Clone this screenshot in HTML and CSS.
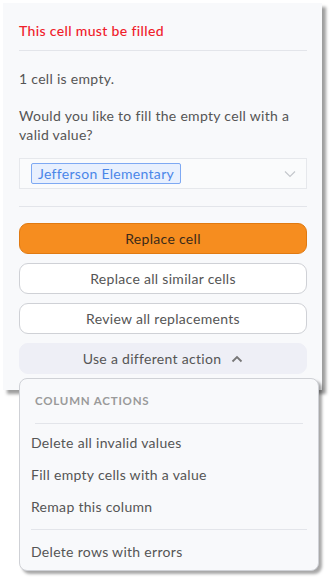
FILE: index.html
```html
<!DOCTYPE html>
<html>
<head>
<meta charset="utf-8">
<link rel="stylesheet" href="styles.css">
</head>
<body>
<div class="card">
  <div class="title">This cell must be filled</div>
  <div class="rule"></div>
  <p class="text first">1 cell is empty.</p>
  <p class="text">Would you like to fill the empty cell with a valid value?</p>
  <div class="select">
    <span class="tag">Jefferson Elementary</span>
    <svg class="chev" width="12" height="8" viewBox="0 0 12 8"><path d="M1 1.5 L6 6.5 L11 1.5" fill="none" stroke="#c4c7cc" stroke-width="1.2"/></svg>
  </div>
  <div class="rule second"></div>
  <div class="buttons">
    <button class="btn primary">Replace cell</button>
    <button class="btn">Replace all similar cells</button>
    <button class="btn">Review all replacements</button>
    <div class="toggle-wrap">
      <button class="btn alt">Use a different action
        <svg class="up" width="12" height="8" viewBox="0 0 12 8"><path d="M1.5 6.5 L6 2 L10.5 6.5" fill="none" stroke="#777" stroke-width="1.8"/></svg>
      </button>
      <div class="menu">
        <div class="menu-head">COLUMN ACTIONS</div>
        <div class="menu-rule head-rule"></div>
        <div class="item">Delete all invalid values</div>
        <div class="item">Fill empty cells with a value</div>
        <div class="item">Remap this column</div>
        <div class="menu-rule"></div>
        <div class="item">Delete rows with errors</div>
      </div>
    </div>
  </div>
</div>
</body>
</html>
```
FILE: styles.css
```css
* { box-sizing: border-box; }
html, body { min-height: 583px; }
body {
  margin: 0;
  background: #ffffff;
  font-family: "Lato", "Open Sans", sans-serif;
  color: #555;
}
.card {
  margin: 3px 0 0 3px;
  width: 319px;
  height: 387px;
  background: #f8f9fb;
  padding: 18px 15px 0 16px;
  box-shadow: 4px 4px 3px rgba(0,0,0,0.38);
  position: relative;
}
.title {
  color: #f0202a;
  font-size: 14px;
  line-height: 20px;
  font-weight: 500;
  letter-spacing: 0.35px;
}
.rule {
  height: 1px;
  background: #e3e5ea;
  margin-top: 9px;
}
.rule.second { margin-top: 17px; }
.text {
  margin: 18px 0 0;
  font-size: 14px;
  line-height: 19px;
  letter-spacing: 0.3px;
  color: #555;
}
.select {
  margin-top: 14px;
  height: 31px;
  border: 1px solid #e6e8ec;
  background: #fafbfc;
  display: flex;
  align-items: center;
  padding-left: 11px;
  padding-right: 10px;
  justify-content: space-between;
}
.tag {
  background: #e8f0fe;
  border: 1px solid #7ea9f3;
  border-radius: 2px;
  color: #4a86e8;
  font-size: 14px;
  line-height: 19px;
  letter-spacing: 0.3px;
  padding: 0 6px;
}
.chev { display: block; }
.buttons {
  margin-top: 16px;
  display: flex;
  flex-direction: column;
  gap: 9px;
}
.btn {
  height: 31px;
  border-radius: 9px;
  border: 1px solid #cfd1d6;
  background: #fff;
  font-family: inherit;
  font-size: 14px;
  letter-spacing: 0.3px;
  color: #555;
  display: flex;
  align-items: center;
  justify-content: center;
  gap: 10px;
  width: 100%;
  padding: 0;
}
.btn.primary {
  background: #f68d1f;
  border-color: #e07a12;
  color: #3a2a1a;
}
.btn.alt {
  background: #eeeff6;
  border-color: #eeeff6;
}
.toggle-wrap { position: relative; }
.up { display: block; }
.menu {
  position: absolute;
  left: 0;
  top: 35px;
  width: 300px;
  height: 193px;
  background: #f8f9fb;
  border: 1px solid #cfd1d6;
  border-radius: 8px;
  box-shadow: 3px 3px 3px rgba(0,0,0,0.35);
  padding: 14px 11px 0 11px;
  z-index: 2;
}
.menu-head {
  font-size: 11.5px;
  font-weight: 700;
  letter-spacing: 0.8px;
  color: #9a9a9a;
  line-height: 16px;
  padding-left: 4px;
}
.menu-rule {
  height: 1px;
  background: #e3e5ea;
  margin: 7px 0 5px;
}
.head-rule { margin: 14px 4px 2px 4px; }
.item {
  font-size: 14px;
  letter-spacing: 0.3px;
  line-height: 19px;
  padding: 6.5px 0;
  color: #555;
}
```
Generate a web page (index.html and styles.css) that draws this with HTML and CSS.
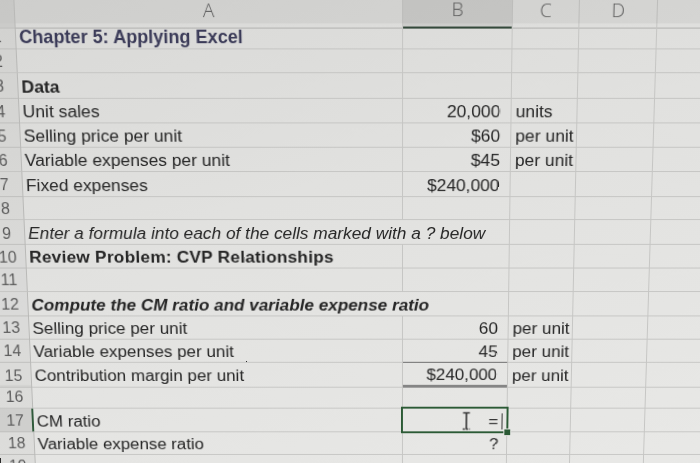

□ □ □

WHAT THE TASK ASKS: Give every line back word for word and leave the pictures out.

COMPLETE RESPONSE:
Clone this screenshot in HTML and CSS.
FILE: index.html
```html
<!DOCTYPE html>
<html>
<head>
<meta charset="utf-8">
<link rel="stylesheet" href="styles.css">
</head>
<body>
<div class="card">
  <div class="title">This cell must be filled</div>
  <div class="rule"></div>
  <p class="text first">1 cell is empty.</p>
  <p class="text">Would you like to fill the empty cell with a valid value?</p>
  <div class="select">
    <span class="tag">Jefferson Elementary</span>
    <svg class="chev" width="12" height="8" viewBox="0 0 12 8"><path d="M1 1.5 L6 6.5 L11 1.5" fill="none" stroke="#c4c7cc" stroke-width="1.2"/></svg>
  </div>
  <div class="rule second"></div>
  <div class="buttons">
    <button class="btn primary">Replace cell</button>
    <button class="btn">Replace all similar cells</button>
    <button class="btn">Review all replacements</button>
    <div class="toggle-wrap">
      <button class="btn alt">Use a different action
        <svg class="up" width="12" height="8" viewBox="0 0 12 8"><path d="M1.5 6.5 L6 2 L10.5 6.5" fill="none" stroke="#777" stroke-width="1.8"/></svg>
      </button>
      <div class="menu">
        <div class="menu-head">COLUMN ACTIONS</div>
        <div class="menu-rule head-rule"></div>
        <div class="item">Delete all invalid values</div>
        <div class="item">Fill empty cells with a value</div>
        <div class="item">Remap this column</div>
        <div class="menu-rule"></div>
        <div class="item">Delete rows with errors</div>
      </div>
    </div>
  </div>
</div>
</body>
</html>
```
FILE: styles.css
```css
* { box-sizing: border-box; }
html, body { min-height: 583px; }
body {
  margin: 0;
  background: #ffffff;
  font-family: "Lato", "Open Sans", sans-serif;
  color: #555;
}
.card {
  margin: 3px 0 0 3px;
  width: 319px;
  height: 387px;
  background: #f8f9fb;
  padding: 18px 15px 0 16px;
  box-shadow: 4px 4px 3px rgba(0,0,0,0.38);
  position: relative;
}
.title {
  color: #f0202a;
  font-size: 14px;
  line-height: 20px;
  font-weight: 500;
  letter-spacing: 0.35px;
}
.rule {
  height: 1px;
  background: #e3e5ea;
  margin-top: 9px;
}
.rule.second { margin-top: 17px; }
.text {
  margin: 18px 0 0;
  font-size: 14px;
  line-height: 19px;
  letter-spacing: 0.3px;
  color: #555;
}
.select {
  margin-top: 14px;
  height: 31px;
  border: 1px solid #e6e8ec;
  background: #fafbfc;
  display: flex;
  align-items: center;
  padding-left: 11px;
  padding-right: 10px;
  justify-content: space-between;
}
.tag {
  background: #e8f0fe;
  border: 1px solid #7ea9f3;
  border-radius: 2px;
  color: #4a86e8;
  font-size: 14px;
  line-height: 19px;
  letter-spacing: 0.3px;
  padding: 0 6px;
}
.chev { display: block; }
.buttons {
  margin-top: 16px;
  display: flex;
  flex-direction: column;
  gap: 9px;
}
.btn {
  height: 31px;
  border-radius: 9px;
  border: 1px solid #cfd1d6;
  background: #fff;
  font-family: inherit;
  font-size: 14px;
  letter-spacing: 0.3px;
  color: #555;
  display: flex;
  align-items: center;
  justify-content: center;
  gap: 10px;
  width: 100%;
  padding: 0;
}
.btn.primary {
  background: #f68d1f;
  border-color: #e07a12;
  color: #3a2a1a;
}
.btn.alt {
  background: #eeeff6;
  border-color: #eeeff6;
}
.toggle-wrap { position: relative; }
.up { display: block; }
.menu {
  position: absolute;
  left: 0;
  top: 35px;
  width: 300px;
  height: 193px;
  background: #f8f9fb;
  border: 1px solid #cfd1d6;
  border-radius: 8px;
  box-shadow: 3px 3px 3px rgba(0,0,0,0.35);
  padding: 14px 11px 0 11px;
  z-index: 2;
}
.menu-head {
  font-size: 11.5px;
  font-weight: 700;
  letter-spacing: 0.8px;
  color: #9a9a9a;
  line-height: 16px;
  padding-left: 4px;
}
.menu-rule {
  height: 1px;
  background: #e3e5ea;
  margin: 7px 0 5px;
}
.head-rule { margin: 14px 4px 2px 4px; }
.item {
  font-size: 14px;
  letter-spacing: 0.3px;
  line-height: 19px;
  padding: 6.5px 0;
  color: #555;
}
```
Generate a web page (index.html and styles.css) that draws this with HTML and CSS.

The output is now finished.